The Explorer has 80 cubic feet of maximum cargo space, making it less spacious than the Dodge Durango and well below the Chevrolet Traverse and GMC Acadia. The third row is somewhat cramped and will only really work for children. Families with small children might also be disappointed with the Explorer’s second-row seats, as there’s not as much room to install rear-facing child safety seats — something you’d expect to do with ease in a vehicle of this size. And while the Explorer has the commanding ride height expected in an SUV, its thick roof pillars and tall dash limit outward visibility. Even when you equip all the available parking aids, it’s a handful in tight spaces.

Driving Impressions

The 2014 Ford Explorer rides very smoothly on the highway, with good composure over broken pavement. As such, Ford’s crossover SUV is enjoyable on longer drives. It handles securely in typical driving situations, but overall, it feels larger and less maneuverable than similarly sized rivals.

The same is true of the Explorer Sport, but thanks to its sport-tuned suspension and steering, it reacts more quickly to inputs and generally imparts greater driver confidence. And while the Sport gives up a bit of that cushy ride quality, the ride is still well within the realm of acceptability for this class of vehicle.

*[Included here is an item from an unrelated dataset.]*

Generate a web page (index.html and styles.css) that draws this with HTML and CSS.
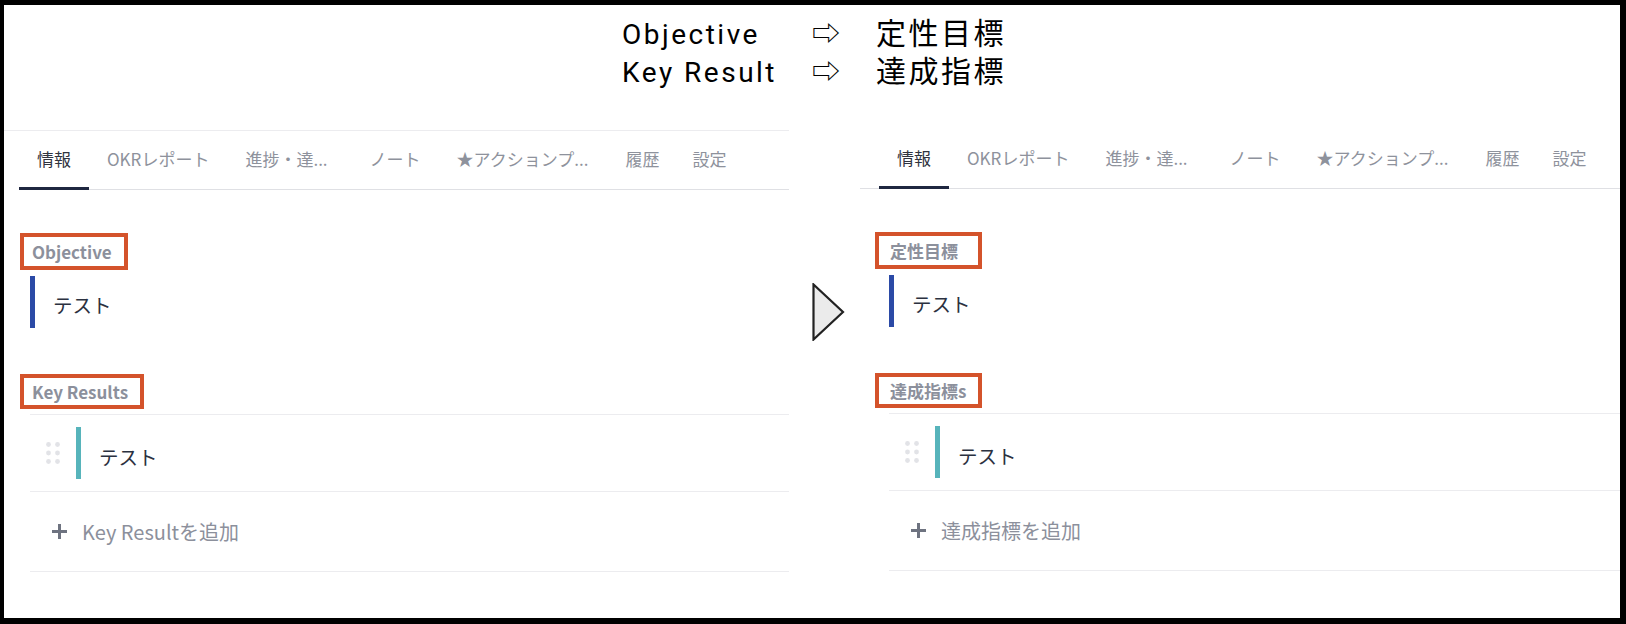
FILE: index.html
```html
<!DOCTYPE html>
<html lang="ja">
<head>
    <meta charset="UTF-8">
    <meta name="viewport" content="width=device-width, initial-scale=1.0">
    <title>OKR 用語の変更</title>
    <link rel="stylesheet" href="styles.css">
</head>
<body>
<div class="frame">
    <header class="legend">
        <div class="legend-grid">
            <span class="term">Objective</span><span class="arrow">⇨</span><span class="ja">定性目標</span>
            <span class="term">Key Result</span><span class="arrow">⇨</span><span class="ja">達成指標</span>
        </div>
    </header>

    <main class="compare">
        <!-- 変更前 -->
        <section class="panel panel-before">
            <nav class="tabs">
                <span class="tab active">情報</span>
                <span class="tab">OKRレポート</span>
                <span class="tab trunc">進捗・達...</span>
                <span class="tab">ノート</span>
                <span class="tab trunc-last">★アクションプ...</span>
                <span class="tab short">履歴</span>
                <span class="tab">設定</span>
            </nav>
            <div class="info">
                <div class="field">
                    <span class="field-label">Objective</span>
                    <div class="objective-item">テスト</div>
                </div>
                <div class="field field-kr">
                    <span class="field-label">Key Results</span>
                    <div class="kr-list">
                        <div class="kr-row">
                            <svg class="drag" width="15" height="22" viewBox="0 0 15 22">
                                <circle cx="2.5" cy="2.5" r="2.4"/><circle cx="11.5" cy="2.5" r="2.4"/>
                                <circle cx="2.5" cy="11" r="2.4"/><circle cx="11.5" cy="11" r="2.4"/>
                                <circle cx="2.5" cy="19.5" r="2.4"/><circle cx="11.5" cy="19.5" r="2.4"/>
                            </svg>
                            <span class="kr-bar"></span>
                            <span class="kr-text">テスト</span>
                        </div>
                        <div class="add-row">
                            <svg class="plus" width="17" height="17" viewBox="0 0 17 17"><path d="M8.5 1v15M1 8.5h15"/></svg>
                            <span>Key Resultを追加</span>
                        </div>
                    </div>
                </div>
            </div>
        </section>

        <div class="pointer">
            <svg width="33" height="58" viewBox="0 0 33 58"><polygon points="1.5,1.5 1.5,56.5 31,29"/></svg>
        </div>

        <!-- 変更後 -->
        <section class="panel panel-after">
            <nav class="tabs">
                <span class="tab active">情報</span>
                <span class="tab">OKRレポート</span>
                <span class="tab trunc">進捗・達...</span>
                <span class="tab">ノート</span>
                <span class="tab trunc-last">★アクションプ...</span>
                <span class="tab short">履歴</span>
                <span class="tab">設定</span>
            </nav>
            <div class="info">
                <div class="field">
                    <span class="field-label">定性目標</span>
                    <div class="objective-item">テスト</div>
                </div>
                <div class="field field-kr">
                    <span class="field-label">達成指標s</span>
                    <div class="kr-list">
                        <div class="kr-row">
                            <svg class="drag" width="15" height="22" viewBox="0 0 15 22">
                                <circle cx="2.5" cy="2.5" r="2.4"/><circle cx="11.5" cy="2.5" r="2.4"/>
                                <circle cx="2.5" cy="11" r="2.4"/><circle cx="11.5" cy="11" r="2.4"/>
                                <circle cx="2.5" cy="19.5" r="2.4"/><circle cx="11.5" cy="19.5" r="2.4"/>
                            </svg>
                            <span class="kr-bar"></span>
                            <span class="kr-text">テスト</span>
                        </div>
                        <div class="add-row">
                            <svg class="plus" width="17" height="17" viewBox="0 0 17 17"><path d="M8.5 1v15M1 8.5h15"/></svg>
                            <span>達成指標を追加</span>
                        </div>
                    </div>
                </div>
            </div>
        </section>
    </main>
</div>
</body>
</html>
```

FILE: styles.css
```css
body {
    margin: 0;
    font-family: "Noto Sans CJK JP", "Noto Sans", sans-serif;
    background: #fff;
}
.frame {
    width: 1626px;
    height: 624px;
    box-sizing: border-box;
    border: solid #000;
    border-width: 5px 6px 6px 4px;
    background: #fff;
    overflow: hidden;
}

/* 上部の用語対応 */
.legend {
    height: 125px;
    box-sizing: border-box;
    padding: 9px 0 0 618px;
}
.legend-grid {
    display: grid;
    grid-template-columns: 190px 64px auto;
    align-items: baseline;
    line-height: 34px;
    color: #000;
}
.term {
    font-family: Roboto, "Noto Sans CJK JP", sans-serif;
    font-size: 28px;
    letter-spacing: 2.5px;
}
.arrow {
    font-size: 28px;
}
.ja {
    font-size: 30px;
    letter-spacing: 2.5px;
}

/* 比較エリア */
.compare {
    display: flex;
    height: 489px;
}
.panel-before {
    width: 785px;
    border-top: 1px solid #ececef;
}
.panel-after {
    flex: 1;
}
.pointer {
    width: 71px;
    box-sizing: border-box;
    padding: 153px 0 0 23px;
}
.pointer polygon {
    fill: #ebebeb;
    stroke: #222;
    stroke-width: 2.2;
    stroke-linejoin: miter;
}

/* タブ */
.tabs {
    display: flex;
    height: 58px;
    border-bottom: 1px solid #dfe0e4;
}
.panel-before .tabs {
    margin-left: 15px;
}
.panel-after .tabs {
    padding-left: 19px;
}
.tab {
    height: 56px;
    line-height: 56px;
    padding: 0 18px;
    border-bottom: 3px solid transparent;
    font-size: 17px;
    color: #8e929c;
    white-space: nowrap;
}
.tab.trunc {
    padding-right: 24px;
}
.tab.trunc-last {
    padding-right: 19px;
}
.tab.short {
    padding-right: 15px;
}
.tab.active {
    color: #30343f;
    border-bottom-color: #1f2740;
}

/* 情報タブの中身 */
.info {
    padding-top: 43px;
}
.panel-before .info {
    padding-left: 26px;
}
.panel-after .info {
    padding-left: 29px;
}
.field {
    display: flex;
    flex-direction: column;
    align-items: flex-start;
}
.field-kr {
    margin-top: 46px;
}
.field-label {
    border: 4px solid #d4532b;
    padding: 2px 12px 2px 8px;
    margin-left: -10px;
    font-size: 17px;
    font-weight: 700;
    line-height: 25px;
    color: #8c909c;
}
.field-kr .field-label {
    padding-top: 1px;
    padding-bottom: 1px;
}
.panel-after .field-label {
    margin-left: -14px;
    padding-left: 11px;
    min-width: 76px;
}
.objective-item {
    align-self: stretch;
    margin-top: 6px;
    height: 52px;
    box-sizing: border-box;
    padding: 5px 0 0 18px;
    border-left: 5px solid #2b4aa6;
    display: flex;
    align-items: center;
    font-size: 19.5px;
    color: #2b3140;
}
.kr-list {
    align-self: stretch;
    margin-top: 5px;
    border-top: 1px solid #ececef;
}
.kr-row {
    display: flex;
    align-items: center;
    height: 76px;
    padding-left: 16px;
    border-bottom: 1px solid #ececef;
}
.drag {
    fill: #e2e3e7;
    margin-right: 15px;
}
.kr-bar {
    width: 5px;
    height: 52px;
    background: #57b4bb;
    margin-right: 18px;
}
.kr-text {
    font-size: 19.5px;
    color: #2b3140;
    padding-top: 6px;
}
.add-row {
    display: flex;
    align-items: center;
    height: 79px;
    padding-left: 21px;
    border-bottom: 1px solid #ececef;
    font-size: 20px;
    color: #8c909c;
}
.plus {
    margin-right: 14px;
}
.plus path {
    stroke: #6e7380;
    stroke-width: 3;
}
```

The Sport also comes with the turbocharged V6, which offers V8-like acceleration. But the reality is that the base V6 is powerful enough in most situations. And don’t be quick to dismiss the idea of a four-cylinder powering this none-too-small SUV. It’s not as strong as the V6s, but it provides adequate acceleration for daily use and, of course, better fuel mileage than you’d get with the V6.

Edmunds.com Review – 2013 Ford Explorer

What’s New for 2013

The 2013 Ford Explorer receives a new performance-oriented Sport trim level that features a turbocharged engine and sport-tuned suspension. All Explorers this year have a new front passenger knee airbag, while a heated steering wheel, a power tilt-and-telescoping steering column and lane-departure warning with lane-keeping assist are offered for the Limited trim level. The available xenon headlights now feature automatic high-beam control.

Introduction

One could argue that the Ford Explorer started America’s love affair with the SUV, and as times have changed, so has the Explorer. Thanks to a full redesign two years ago, the 2013 Ford Explorer is the most efficient and upscale Explorer yet. It’s also become one of the most technologically advanced large crossover SUVs available, with dynamic qualities and a hushed cabin that would rival those of many luxury-brand models.

In the last redesign, Ford changed the Explorer’s underlying architecture, going from the previous truck-based chassis to a unibody design for more usable interior space. This design brings with it a weight reduction, which results in better fuel efficiency and handling. Inside the cabin, the Explorer offers a stylish, well-finished space for up to seven passengers. There are a lot of advanced features, too, including the voice-activated Sync system, the touchscreen-based MyFord Touch and many safety features, including second-row seatbelt airbags, adaptive cruise control with collision warning and, for 2013, lane-departure warning and lane-keeping assist.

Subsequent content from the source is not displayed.